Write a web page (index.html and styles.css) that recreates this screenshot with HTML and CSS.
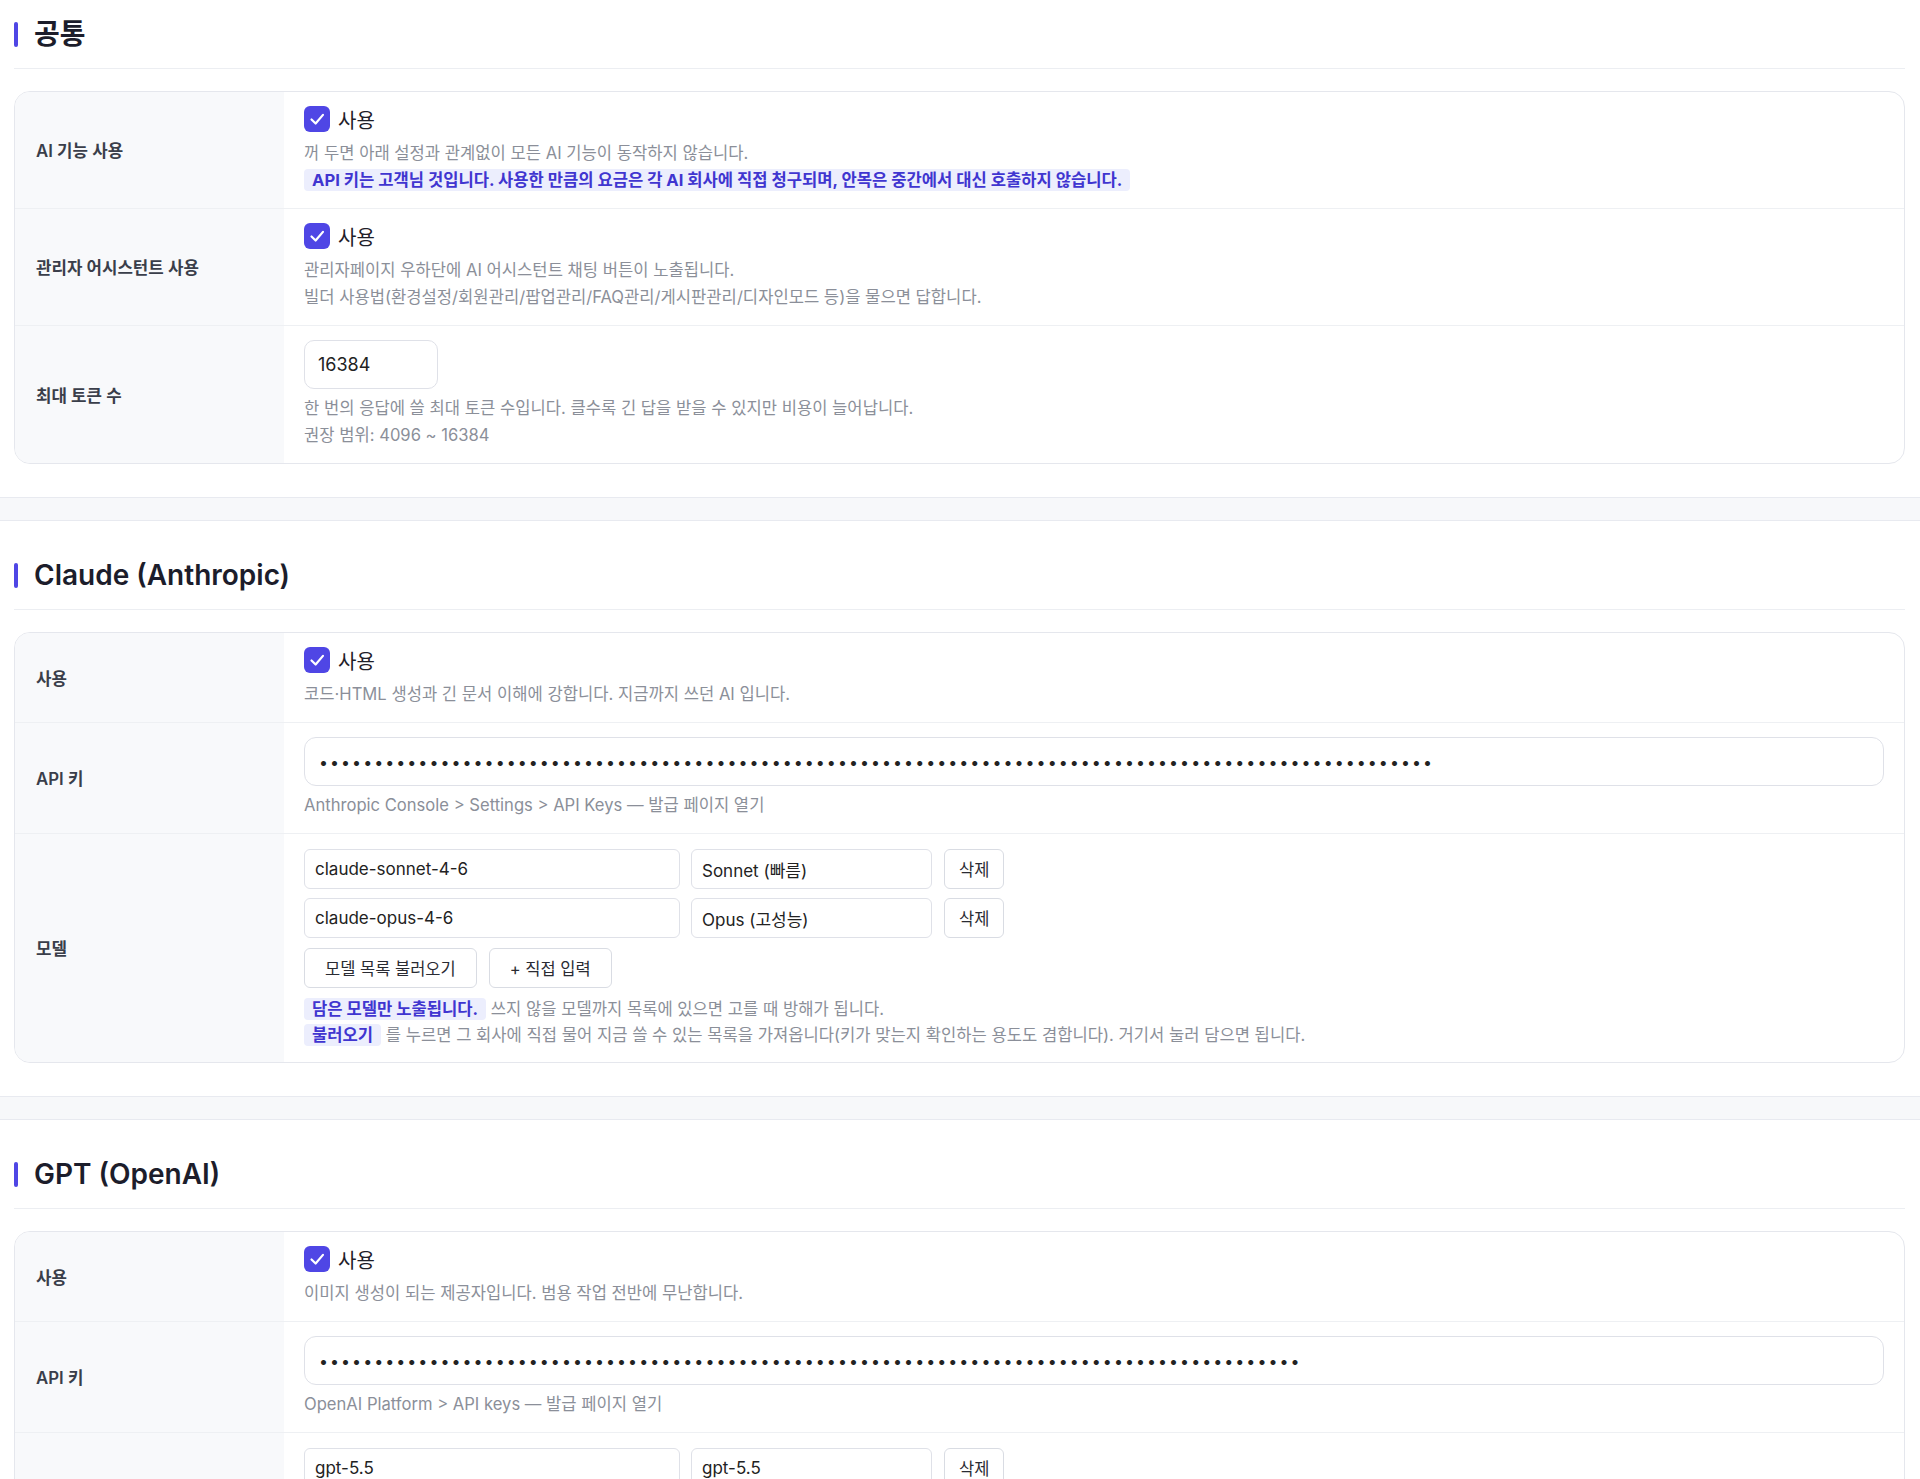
FILE: index.html
```html
<!DOCTYPE html>
<html lang="ko">
<head>
    <meta charset="UTF-8">
    <meta name="viewport" content="width=device-width, initial-scale=1.0">
    <title>AI 설정</title>
    <link rel="stylesheet" href="styles.css">
</head>
<body>
    <div class="settings">

        <!-- 공통 -->
        <section class="section">
            <h2 class="section-title">공통</h2>
            <div class="card">
                <div class="row">
                    <div class="row-label">AI 기능 사용</div>
                    <div class="row-body">
                        <label class="check">
                            <input type="checkbox" checked>
                            <span class="check-box"><svg viewBox="0 0 24 24"><polyline points="6,12.5 10.5,17 18.5,7.5"/></svg></span>
                            <span>사용</span>
                        </label>
                        <p class="desc">
                            꺼 두면 아래 설정과 관계없이 모든 AI 기능이 동작하지 않습니다.<br>
                            <span class="mark">API 키는 고객님 것입니다. 사용한 만큼의 요금은 각 AI 회사에 직접 청구되며, 안목은 중간에서 대신 호출하지 않습니다.</span>
                        </p>
                    </div>
                </div>
                <div class="row">
                    <div class="row-label">관리자 어시스턴트 사용</div>
                    <div class="row-body">
                        <label class="check">
                            <input type="checkbox" checked>
                            <span class="check-box"><svg viewBox="0 0 24 24"><polyline points="6,12.5 10.5,17 18.5,7.5"/></svg></span>
                            <span>사용</span>
                        </label>
                        <p class="desc">
                            관리자페이지 우하단에 AI 어시스턴트 채팅 버튼이 노출됩니다.<br>
                            빌더 사용법(환경설정/회원관리/팝업관리/FAQ관리/게시판관리/디자인모드 등)을 물으면 답합니다.
                        </p>
                    </div>
                </div>
                <div class="row">
                    <div class="row-label">최대 토큰 수</div>
                    <div class="row-body">
                        <input type="text" class="input input-token" value="16384">
                        <p class="desc desc-under">
                            한 번의 응답에 쓸 최대 토큰 수입니다. 클수록 긴 답을 받을 수 있지만 비용이 늘어납니다.<br>
                            권장 범위: 4096 ~ 16384
                        </p>
                    </div>
                </div>
            </div>
        </section>

        <!-- Claude -->
        <section class="section">
            <h2 class="section-title">Claude (Anthropic)</h2>
            <div class="card">
                <div class="row">
                    <div class="row-label">사용</div>
                    <div class="row-body">
                        <label class="check">
                            <input type="checkbox" checked>
                            <span class="check-box"><svg viewBox="0 0 24 24"><polyline points="6,12.5 10.5,17 18.5,7.5"/></svg></span>
                            <span>사용</span>
                        </label>
                        <p class="desc">코드·HTML 생성과 긴 문서 이해에 강합니다. 지금까지 쓰던 AI 입니다.</p>
                    </div>
                </div>
                <div class="row">
                    <div class="row-label">API 키</div>
                    <div class="row-body">
                        <input type="password" class="input input-key" value="sk-ant-api03-xxxxxxxxxxxxxxxxxxxxxxxxxxxxxxxxxxxxxxxxxxxxxxxxxxxxxxxxxxxxxxxxxxxxxxxxxxxxxxxxxxxxxxxx">
                        <p class="desc desc-under">Anthropic Console &gt; Settings &gt; API Keys — 발급 페이지 열기</p>
                    </div>
                </div>
                <div class="row">
                    <div class="row-label">모델</div>
                    <div class="row-body">
                        <div class="model-list">
                            <div class="model">
                                <input type="text" class="input model-id" value="claude-sonnet-4-6">
                                <input type="text" class="input model-name" value="Sonnet (빠름)">
                                <button class="btn btn-small">삭제</button>
                            </div>
                            <div class="model">
                                <input type="text" class="input model-id" value="claude-opus-4-6">
                                <input type="text" class="input model-name" value="Opus (고성능)">
                                <button class="btn btn-small">삭제</button>
                            </div>
                        </div>
                        <div class="model-actions">
                            <button class="btn">모델 목록 불러오기</button>
                            <button class="btn">+ 직접 입력</button>
                        </div>
                        <p class="desc desc-hint">
                            <span class="mark">담은 모델만 노출됩니다.</span> 쓰지 않을 모델까지 목록에 있으면 고를 때 방해가 됩니다.<br>
                            <span class="mark">불러오기</span> 를 누르면 그 회사에 직접 물어 지금 쓸 수 있는 목록을 가져옵니다(키가 맞는지 확인하는 용도도 겸합니다). 거기서 눌러 담으면 됩니다.
                        </p>
                    </div>
                </div>
            </div>
        </section>

        <!-- GPT -->
        <section class="section">
            <h2 class="section-title">GPT (OpenAI)</h2>
            <div class="card">
                <div class="row">
                    <div class="row-label">사용</div>
                    <div class="row-body">
                        <label class="check">
                            <input type="checkbox" checked>
                            <span class="check-box"><svg viewBox="0 0 24 24"><polyline points="6,12.5 10.5,17 18.5,7.5"/></svg></span>
                            <span>사용</span>
                        </label>
                        <p class="desc">이미지 생성이 되는 제공자입니다. 범용 작업 전반에 무난합니다.</p>
                    </div>
                </div>
                <div class="row">
                    <div class="row-label">API 키</div>
                    <div class="row-body">
                        <input type="password" class="input input-key" value="sk-proj-xxxxxxxxxxxxxxxxxxxxxxxxxxxxxxxxxxxxxxxxxxxxxxxxxxxxxxxxxxxxxxxxxxxxxxxxxxxxxxxxx">
                        <p class="desc desc-under">OpenAI Platform &gt; API keys — 발급 페이지 열기</p>
                    </div>
                </div>
                <div class="row">
                    <div class="row-label">모델</div>
                    <div class="row-body">
                        <div class="model-list">
                            <div class="model">
                                <input type="text" class="input model-id" value="gpt-5.5">
                                <input type="text" class="input model-name" value="gpt-5.5">
                                <button class="btn btn-small">삭제</button>
                            </div>
                        </div>
                        <div class="model-actions">
                            <button class="btn">모델 목록 불러오기</button>
                            <button class="btn">+ 직접 입력</button>
                        </div>
                    </div>
                </div>
            </div>
        </section>

    </div>
</body>
</html>
```

FILE: styles.css
```css
body {
    margin: 0;
    background: #f7f8fa;
    font-family: Inter, "Noto Sans CJK KR", sans-serif;
    font-size: 16px;
    color: #222;
}

/* page is shown scrolled a little */
.settings {
    margin-top: -21px;
    display: flex;
    flex-direction: column;
    gap: 22px;
}

.section {
    background: #fff;
    border-top: 1px solid #e8eaf0;
    border-bottom: 1px solid #e8eaf0;
    padding: 0 15px 33px 14px;
}

.section-title {
    display: flex;
    align-items: center;
    gap: 16px;
    margin: 0 0 22px;
    padding: 34px 0 14px;
    border-bottom: 1px solid #eceef2;
    font-size: 28px;
    line-height: 40px;
    font-weight: 600;
    color: #1c1d2b;
}
.section-title::before {
    content: "";
    width: 4px;
    height: 25px;
    border-radius: 2px;
    background: #4f46e5;
}

.card {
    border: 1px solid #e5e7ed;
    border-radius: 16px;
    overflow: hidden;
}

.row {
    display: grid;
    grid-template-columns: 269px 1fr;
    border-bottom: 1px solid #eef0f3;
}
.row:last-child {
    border-bottom: none;
}

.row-label {
    display: flex;
    align-items: center;
    padding-left: 21px;
    background: #f8f9fb;
    font-size: 16.8px;
    font-weight: 600;
    color: #3a3e4a;
}

.row-body {
    padding: 14px 20px;
}

.check {
    display: flex;
    align-items: center;
    gap: 8px;
    height: 26px;
    font-size: 20px;
    color: #1f2029;
    cursor: pointer;
}
.check input {
    display: none;
}
.check-box {
    width: 26px;
    height: 26px;
    border-radius: 6px;
    background: #4f46e5;
    display: flex;
    align-items: center;
    justify-content: center;
}
.check-box svg {
    width: 22px;
    height: 22px;
    fill: none;
    stroke: #fff;
    stroke-width: 2.4;
    stroke-linecap: round;
    stroke-linejoin: round;
}

.desc {
    margin: 8px 0 0;
    font-size: 16.6px;
    line-height: 27px;
    color: #8b8f99;
}
.desc-under {
    margin-top: 6px;
}
.desc-hint {
    margin-top: 8px;
    line-height: 26px;
}

.mark {
    background: #eceefd;
    color: #4035d0;
    font-weight: 700;
    padding: 1px 8px;
    border-radius: 4px;
}

.input {
    box-sizing: border-box;
    font-family: inherit;
    color: #222;
    background: #fff;
    border: 1px solid #dfe1e8;
    outline: none;
}
.input-token {
    display: block;
    width: 134px;
    height: 49px;
    padding: 0 13px;
    border-radius: 10px;
    font-size: 18px;
}
.input-key {
    display: block;
    width: 100%;
    height: 49px;
    padding: 0 14px;
    border-radius: 12px;
    font-size: 16px;
    letter-spacing: 2.04px;
}

.model-list {
    display: flex;
    flex-direction: column;
    gap: 9px;
    margin-top: 1px;
}
.model {
    display: flex;
    gap: 11px;
}
.model .btn-small {
    margin-left: 1px;
}
.model-id,
.model-name {
    height: 40px;
    padding: 0 10px;
    border-radius: 6px;
    font-size: 17px;
}
.model-id {
    width: 376px;
}
.model-name {
    width: 241px;
}

.model-actions {
    display: flex;
    gap: 12px;
    margin-top: 10px;
}

.btn {
    height: 40px;
    padding: 0 20px;
    background: #fff;
    border: 1px solid #d9dce3;
    border-radius: 6px;
    font-family: inherit;
    font-size: 16.5px;
    color: #2a2b33;
    cursor: pointer;
}
.btn-small {
    padding: 0 14px;
}
```
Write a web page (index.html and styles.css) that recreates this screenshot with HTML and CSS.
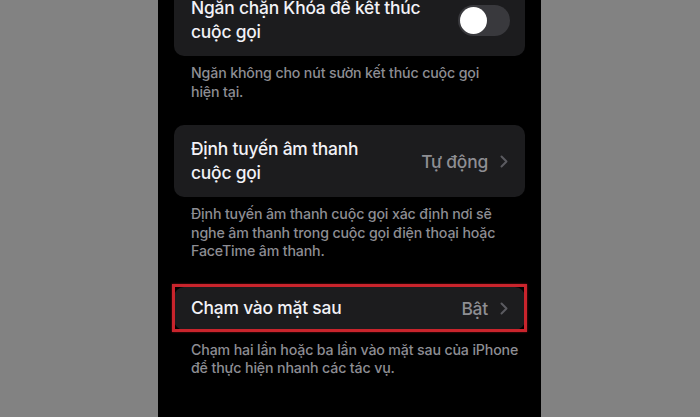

-=-=-=-=-

Direction: Among the lines of the data, identify those with the word "styles". Copy each of them.

Task solution:
Write a web page (index.html and styles.css) that recreates this screenshot with HTML and CSS.
    <link rel="stylesheet" href="styles.css">
FILE: styles.css
Write a web page (index.html and styles.css) that recreates this screenshot with HTML and CSS.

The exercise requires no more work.